At root, adds Wang Dong, who teaches international politics at Peking University, “the fundamental problem facing US-China relations is an accumulation of strategic mistrust on both sides.”

Common ground on climate change

Obama and Xi did manage to find common ground on climate change. As leaders of the two biggest greenhouse gas emitters, responsible for nearly 40 percent of global emissions, they have been under heavy international pressure to lead by example in the run-up to next year’s climate treaty summit in Paris.

Xi pledged that China’s CO2 emissions would peak around 2030 – the first time that Beijing has set such a target.
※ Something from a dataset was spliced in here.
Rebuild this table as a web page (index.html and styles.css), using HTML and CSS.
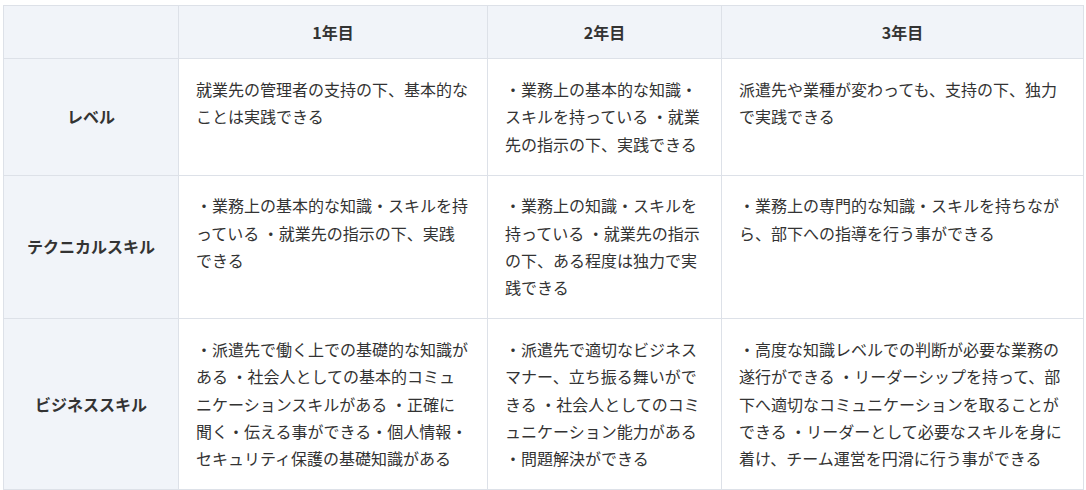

Obama promised that by 2025 the US will have reduced its emissions by 23-26 percent of 2005 levels – twice as much as Washington had previously offered.

That kind of agreement, along with two others forged between Obama and Xi, is what the Chinese like to call “win-win.” A deal to ease visas for business and student travel will be good for both nations’ citizens, and a push for a bilateral investment treaty – making it easier for Chinese firms to buy US companies and for US firms to invest in China – was not too hard to realize.

But as for who should be top dog in Asia, neither side appeared to abandon  its ambitions. China has alarmed Washington over the last year by aggressively pushing territorial claims in the South China Sea, declaring an Air Defense Identification Zone over Japanese-owned islands, and setting up a regional investment bank that appears to challenge existing institutions such as the Asian Development Bank.

The US has angered China and fueled fears that it is trying to undermine China's rise by pursuing a diplomatic and military “rebalancing” toward Asia, boosting Washington’s presence in the region. That has included efforts to negotiate a 12-nation Trans-Pacific Partnership free trade treaty that excludes China.

Beijing and Washington are also at odds over US allegations that the Chinese government (or actors allied to it) have hacked into the computers of American companies to steal trade secrets, lax intellectual property protection, and US arms sales to Taiwan.

None of these irritants have plunged the two giants’ relationship into crisis, and officials on both sides of the Pacific point to $600 billion in annual bilateral trade as a stabilizing framework that means it is in neither government’s interest to allow ties to deteriorate too far.

But the mood of the relationship has recently been “fairly tense and rather alienated,” says Dr. Shambaugh.

Obama said he and his Chinese counterpart had engaged in “candid and very productive conversations,” but how far they will lighten the bilateral mood remains to be seen.

“Trust begins with interactions and communications – frank exchanges on a personal level between top leaders,” says Dr. Wang. “A summit won’t resolve all the problems, but it might re-set some fundamentals."